Gross revenues from port operations for the first six months of 2011 increased 29 percent to US$319.1 million, from the US$246.9 million reported in the same period in 2010.  The increase in revenues for the first half of 2011 was mainly due to the strong volume growth on all geographic segments, higher storage revenues and ancillary services, favorable volume mix and the inclusion of the new terminals in Portland, Oregon USA and Rijeka, Croatia.  Excluding the revenues from the newly acquired terminals, organic revenue growth was at 23 percent.  For the quarter ending 30 June 2011, revenues was at US$164.2 million, 30 percent greater than the US$126.2 million generated in 2010. 

Total consolidated cash operating expenses for the first six months grew 45 percent to US$134.2 million from US$92.6 million in the same period in 2010.  The increase was mainly driven by the growth in volume-related expenses and start-up and operating expenses of ICTSI Oregon Inc. and Adriatic Gate Container Terminal. 

Consolidated EBITDA for the first half of 2011 grew 21 percent to US$143.3 million, from US$118.7 million in 2010 mainly due to the double-digit volume growth across all geographic segments of the Group and stronger revenues from storage and ancillary services.  Consolidated EBITDA margin, however, declined in the first half of 2011 by three percentage points to 45 percent, from 48 percent in the same period in 2010 due to higher business development and start-up expenses and higher equipment and facilities-related expenses. 

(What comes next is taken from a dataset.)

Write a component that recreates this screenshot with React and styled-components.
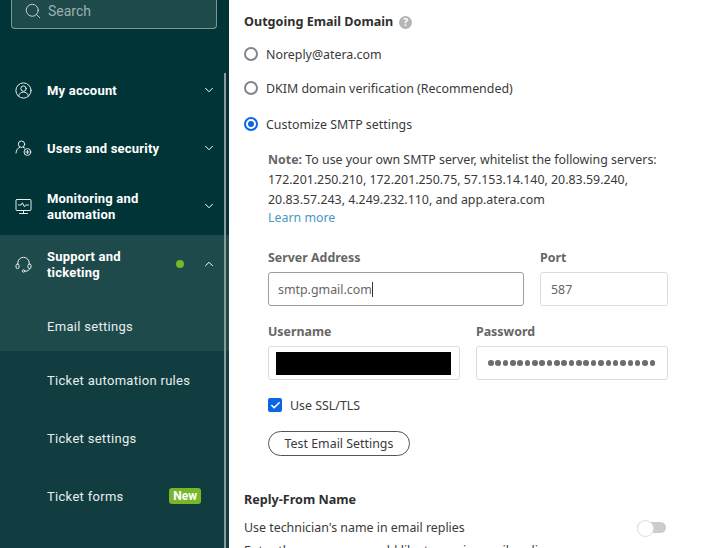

For the first six months of 2011, consolidated financing charges and other expenses increased 10 percent to US$24.0 million compared to the previous year¹s US$21.8 million.  The increase was primarily due to higher debt level brought about by the issuance of the US$450.0 million senior notes in 2010.  Second quarter 2011 consolidated financing charges and other expenses decreased by 30 percent to US$10.5 million compared to last year¹s US$15.0 million.  The reduction was primarily a result of higher capitalized borrowing costs and lower debt issuance cost charges.  In the second quarter of 2010, there was a one-time acceleration of the unamortized debt issue cost of US$2.9 million related to the Company’s liability management exercise. 

The effective tax rate in the first half of 2011 decreased slightly to 28 percent compared with 30 percent in the same period in 2010.  The decrease was mainly attributable to lower operating losses at terminals with no tax benefits in the first six months of 2011 compared to the same period in 2010. 

ICTSI’s capital expenditure amounted to US$70.5 million in the first six months of 2011 majority of which was spent for the civil works and major equipment at its Manila terminal.  The established capital expenditure budget for the full year of US$356 million is mainly allocated for new projects in Argentina, Mexico and Colombia, and for civil works, systems improvement, and purchase of major cargo handling equipment at its terminal operations in Manila, Brazil and Ecuador.